The film, co-written with Lawrence Konner, begins with a nod to Billy Wilder’s Sunset Boulevard. Told in flashback and narrated by Christopher from beyond the grave (Michael Imperioli, back making a voice cameo), the camera moves past various headstones, we hear the voices of the dead and snippets of their personal biographies, they fade in and out. The camera rests at Christopher’s plot and so begins this latest Sopranos yarn, titled The Many Saints of Newark (2021), a pun on the surname “Moltisanti”.
Directed by journeyman Alan Taylor, it lacks camera razzle-dazzle and Scorsese brashness, but its visual understated style fits in tonally with the preceding HBO series, and where the film’s excellence lies is to be found in the script and the acting. Nivola is suave and charismatic as Dickie, while Michael Gandolfini as teenaged Tony is the spitting image of his old man and holds his own around the more seasoned actors and actresses. It’s Corey Stoll as Junior Soprano and Farmiga as Livia Soprano, though, who prove the standouts in the supporting roles.

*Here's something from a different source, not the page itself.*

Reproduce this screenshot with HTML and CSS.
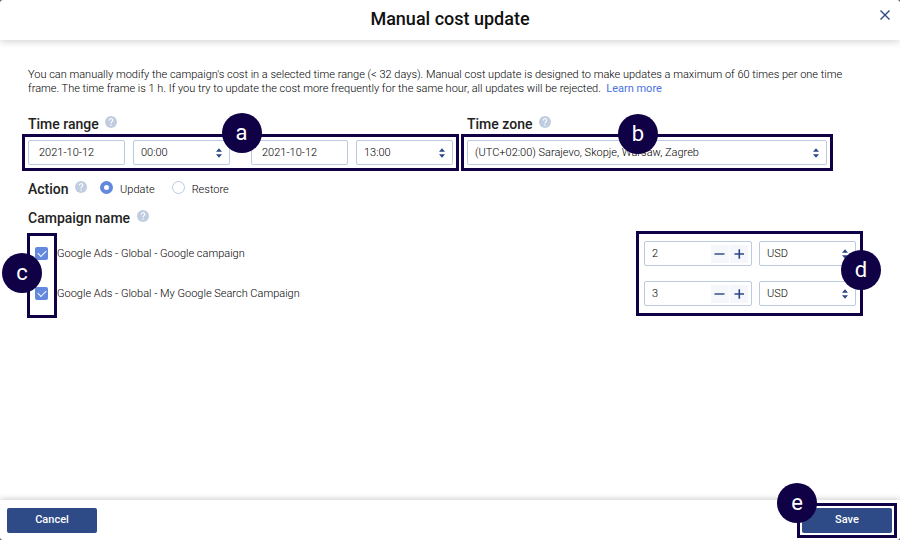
FILE: index.html
```html
<!DOCTYPE html>
<html lang="en">
<head>
    <meta charset="UTF-8">
    <meta name="viewport" content="width=device-width, initial-scale=1.0">
    <title>Manual cost update</title>
    <link rel="stylesheet" href="styles.css">
</head>
<body>
    <svg class="symbols" aria-hidden="true">
        <symbol id="arrows" viewBox="0 0 6 10">
            <path d="M3 0.3 L6 3.7 H0 Z M0 6.3 H6 L3 9.7 Z" fill="#2b4785"/>
        </symbol>
        <symbol id="minus" viewBox="0 0 18 18">
            <path d="M3.5 9 H13.5" stroke="#3f5a96" stroke-width="1.6"/>
        </symbol>
        <symbol id="plus" viewBox="0 0 18 18">
            <path d="M4.5 9 H14 M9.3 4.3 V13.7" stroke="#2b4785" stroke-width="1.6"/>
        </symbol>
        <symbol id="help" viewBox="0 0 12 12">
            <circle cx="6" cy="6" r="6" fill="#c0cde0"/>
            <path d="M4.2 4.5 C4.2 2.1 7.8 2.1 7.8 4.3 C7.8 5.7 6 5.7 6 7.4" fill="none" stroke="#fff" stroke-width="1.1"/>
            <circle cx="6" cy="9.3" r="0.7" fill="#fff"/>
        </symbol>
    </svg>

    <form class="dialog">
        <header class="dialog-header">
            <h1>Manual cost update</h1>
            <button type="button" class="close" aria-label="Close">
                <svg width="10" height="10" viewBox="0 0 10 10"><path d="M0.5 0.5 L9.5 9.5 M9.5 0.5 L0.5 9.5" stroke="#2b4785" stroke-width="1.4"/></svg>
            </button>
        </header>

        <main class="dialog-body">
            <p class="intro">You can manually modify the campaign's cost in a selected time range (&lt; 32 days). Manual cost update is designed to make updates a maximum of 60 times per one time frame. The time frame is 1 h. If you try to update the cost more frequently for the same hour, all updates will be rejected. &nbsp;<a href="#">Learn more</a></p>

            <div class="time-row">
                <section class="time-range">
                    <h2>Time range <svg class="help"><use href="#help"/></svg></h2>
                    <div class="range-fields callout">
                        <div class="pair">
                            <input type="text" class="date" value="2021-10-12" aria-label="Start date">
                            <div class="select">
                                <select aria-label="Start time"><option>00:00</option></select>
                                <svg class="arrows"><use href="#arrows"/></svg>
                            </div>
                        </div>
                        <div class="pair">
                            <input type="text" class="date" value="2021-10-12" aria-label="End date">
                            <div class="select">
                                <select aria-label="End time"><option>13:00</option></select>
                                <svg class="arrows"><use href="#arrows"/></svg>
                            </div>
                        </div>
                        <span class="badge badge-a">a</span>
                    </div>
                </section>
                <section class="time-zone">
                    <h2><label for="zone">Time zone</label> <svg class="help"><use href="#help"/></svg></h2>
                    <div class="select callout">
                        <select id="zone"><option>(UTC+02:00) Sarajevo, Skopje, Warsaw, Zagreb</option></select>
                        <svg class="arrows"><use href="#arrows"/></svg>
                        <span class="badge badge-b">b</span>
                    </div>
                </section>
            </div>

            <div class="action-row">
                <h2>Action <svg class="help"><use href="#help"/></svg></h2>
                <input type="radio" name="action" id="update" checked>
                <label for="update">Update</label>
                <input type="radio" name="action" id="restore">
                <label for="restore">Restore</label>
            </div>

            <h2>Campaign name <svg class="help"><use href="#help"/></svg></h2>
            <div class="campaigns">
                <div class="names">
                    <div class="campaign">
                        <input type="checkbox" id="campaign1" checked>
                        <label for="campaign1">Google Ads - Global - Google campaign</label>
                    </div>
                    <div class="campaign">
                        <input type="checkbox" id="campaign2" checked>
                        <label for="campaign2">Google Ads - Global - My Google Search Campaign</label>
                    </div>
                    <span class="frame-c"></span>
                    <span class="badge badge-c">c</span>
                </div>
                <div class="costs callout">
                    <div class="cost">
                        <div class="number">
                            <input type="text" value="2" aria-label="Cost of Google campaign">
                            <button type="button" aria-label="Decrease"><svg><use href="#minus"/></svg></button>
                            <button type="button" aria-label="Increase"><svg><use href="#plus"/></svg></button>
                        </div>
                        <div class="select">
                            <select aria-label="Currency"><option>USD</option></select>
                            <svg class="arrows"><use href="#arrows"/></svg>
                        </div>
                    </div>
                    <div class="cost">
                        <div class="number">
                            <input type="text" value="3" aria-label="Cost of My Google Search Campaign">
                            <button type="button" aria-label="Decrease"><svg><use href="#minus"/></svg></button>
                            <button type="button" aria-label="Increase"><svg><use href="#plus"/></svg></button>
                        </div>
                        <div class="select">
                            <select aria-label="Currency"><option>USD</option></select>
                            <svg class="arrows"><use href="#arrows"/></svg>
                        </div>
                    </div>
                    <span class="badge badge-d">d</span>
                </div>
            </div>
        </main>

        <footer class="dialog-footer">
            <button type="button" class="btn">Cancel</button>
            <div class="save callout">
                <button type="submit" class="btn">Save</button>
                <span class="badge badge-e">e</span>
            </div>
        </footer>
    </form>
</body>
</html>
```
FILE: styles.css
```css
* {
    box-sizing: border-box;
}
body {
    margin: 0;
    background-color: #555;
    font-family: Roboto, "Liberation Sans", sans-serif;
    font-size: 11px;
    font-weight: 300;
    line-height: 14px;
    color: #000;
}
input, select, button {
    margin: 0;
    font: inherit;
    color: inherit;
}
.symbols {
    position: absolute;
    width: 0;
    height: 0;
}
.dialog {
    display: flex;
    flex-direction: column;
    min-height: 100vh;
    background: white;
    border-radius: 3px;
    overflow: hidden;
}

/* header */
.dialog-header {
    display: grid;
    grid-template-columns: 30px 1fr 30px;
    height: 40px;
    box-shadow: 0 1px 8px rgba(0, 0, 0, 0.2);
}
h1 {
    grid-column: 2;
    margin: 0;
    font-size: 18px;
    font-weight: 500;
    line-height: 38px;
    text-align: center;
    color: #111;
}
.close {
    height: 30px;
    padding: 0;
    border: none;
    background: none;
    cursor: pointer;
}
.close svg {
    display: block;
    margin: 0 auto;
}

/* body */
.dialog-body {
    flex: 1;
    padding: 28px 44px 20px 28px;
}
.intro {
    margin: 0 0 18px;
}
.intro a {
    color: #4a72e0;
    font-weight: 400;
    text-decoration: none;
}
h2 {
    margin: 0;
    font-size: 14px;
    font-weight: 500;
    line-height: 20px;
    color: #222;
}
.help {
    width: 12px;
    height: 12px;
    margin-left: 3px;
    vertical-align: 1px;
}
.time-row {
    display: flex;
    gap: 14px;
    margin-bottom: 14px;
    padding-right: 29px;
}
.time-range {
    flex: 425;
}
.time-zone {
    flex: 360;
}
.time-row h2 {
    margin-bottom: 6px;
}
.range-fields {
    display: flex;
    gap: 21px;
}
.pair {
    flex: 1;
    display: grid;
    grid-template-columns: 1fr 1fr;
    gap: 8px;
}
.date, select, .number {
    width: 100%;
    height: 25px;
    border: 1px solid #bccbdf;
    border-radius: 2px;
    background: white;
}
.date {
    min-width: 0;
    padding: 0 10px;
}
.select {
    position: relative;
}
select {
    display: block;
    padding: 0 20px 0 7px;
    appearance: none;
}
.arrows {
    position: absolute;
    top: 8px;
    right: 8px;
    width: 6px;
    height: 10px;
    pointer-events: none;
}

.action-row {
    display: flex;
    align-items: center;
    margin-bottom: 9px;
}
.action-row input {
    width: 13px;
    height: 13px;
    margin: 0 7px 3px 13px;
    border: 1px solid #bccbdf;
    border-radius: 50%;
    background: white;
    appearance: none;
}
.action-row label {
    padding-top: 2px;
}
.action-row label + input {
    margin-left: 17px;
}
.action-row input:checked {
    border: 4px solid #6488de;
}

.campaigns {
    display: flex;
    justify-content: space-between;
    margin-top: 13px;
}
.names {
    position: relative;
    padding-left: 7px;
}
.names, .costs {
    display: flex;
    flex-direction: column;
    gap: 15px;
}
.campaign {
    display: flex;
    align-items: center;
    gap: 9px;
    height: 25px;
}
.campaign input {
    width: 13px;
    height: 13px;
    border-radius: 2px;
    background: #6488de;
    appearance: none;
}
.campaign input:checked::before {
    content: "";
    display: block;
    width: 7px;
    height: 4px;
    margin: 3px;
    border: solid white;
    border-width: 0 0 1px 1px;
    transform: rotate(-45deg);
}
.cost {
    display: grid;
    grid-template-columns: 108px 97px;
    gap: 7px;
}
.number {
    display: flex;
    align-items: center;
    gap: 1px;
    padding: 0 3px 0 7px;
}
.number input {
    flex: 1;
    min-width: 0;
    padding: 0;
    border: none;
    background: none;
}
.number button {
    width: 18px;
    height: 18px;
    padding: 0;
    border: none;
    background: #f5f7fa;
}
.number svg {
    display: block;
    width: 18px;
    height: 18px;
}

/* footer */
.dialog-footer {
    display: flex;
    justify-content: space-between;
    padding: 8px 8px 7px 7px;
    box-shadow: 0 -1px 6px rgba(0, 0, 0, 0.2);
}
.btn {
    display: block;
    width: 90px;
    height: 25px;
    padding: 0 0 2px;
    border: none;
    border-radius: 2px;
    background: #2e4a87;
    color: white;
    font-weight: 500;
    cursor: pointer;
}

/* lettered callouts drawn over the form */
.callout {
    position: relative;
}
.callout::after, .frame-c {
    content: "";
    position: absolute;
    inset: -6px;
    border: 3px solid #100046;
    pointer-events: none;
}
.costs::after {
    inset: -10px -7px -10px -8px;
}
.save::after {
    inset: -5px;
}
.frame-c {
    inset: -8px auto -12px -1px;
    width: 30px;
}
.badge {
    position: absolute;
    z-index: 1;
    width: 40px;
    height: 40px;
    border-radius: 50%;
    background: #100046;
    color: white;
    font-size: 22px;
    font-weight: 400;
    line-height: 40px;
    text-align: center;
}
.badge-a {
    top: -27px;
    left: calc(50% - 19px);
}
.badge-b {
    top: -26px;
    left: calc(50% - 29px);
}
.badge-c {
    top: 12px;
    left: -26px;
}
.badge-d {
    top: 9px;
    right: -25px;
}
.badge-e {
    top: -25px;
    left: -25px;
}
```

Stoll’s Uncle June is an absolute weasel and Farmiga has a great time portraying a hurricane of hurt and frustration, the unstable mobster’s wife who puts up with a lot but hardly helps herself either. Livia was a harridan in the series, always goading Tony, playing him off against older sister Janice, belittling him, but the film makes clear enough she’s mentally ill but nobody has time for her or her woes, because there’s no frame of reference and little compassion. It’s also worth pointing out that Chase had Farmiga wear a prosthetic nose, to give her a vague resemblance to Tony’s future wife Carmela (Edie Falco). Here is yet another hint offered by Chase as to Tony’s twisted psychological makeup. The comic inference is he married a woman who looked a bit like his own mum. It’s sick but fascinating.
The shocking revelation of Dickie’s demise might seem petty, astonishingly so, but it goes back to a core truism regarding Italians being world-leading experts at holding a grudge, and a slight is never forgotten. It might seem bizarre to outsiders, but nevertheless it is accurate. In other words, emotional volatility is an Italian trait. There is a potent strain of sentimentality in the Italian mindset, too. Chase’s imaginative depiction of an Italian-American gangster’s life earned acclaim because he dared to examine this powerful dichotomy in microscopic detail and laid it out unromanticised. Chase latched onto the vulnerability mixed with machismo, explaining both can exist, hold the same weight, that even a feared capo had 99 problems, that not even Tony Soprano was born a monster. The same themes are present in The Many Saints of Newark, this time in the context of Dickie’s tragic life as a crime family member. Dickie, like Tony, possessed a deep sensitivity and festering wounds related to his father’s behaviour and conduct.
Tony, many years later, sort to recreate the close bond he shared with Dickie via Christopher. Not that it did either of them any good. “This is the man I went to hell for,” Dickie’s son says over the film’s closing shot of Tony standing beside the casket of his beloved substitute father figure, which, in its own way, echoes the show’s ambiguous finale. Christopher’s words are bitter, but strangely accepting of his fate. But is it also Chase’s sly way of letting us know T is still alive? Of course, it doesn’t explicitly say, and we’re in the realms of fan theory and wild conjecture, just like The Sopranos’ ending never spelled out if Tony was whacked in the diner or he finished his family get-together and went home and lived mafia ever after. If there is a hell, Tony Soprano would definitely be there too, and likely tormenting Christopher for all eternity. But the “I went to hell…” It doesn’t say Tony is rotting there, does it?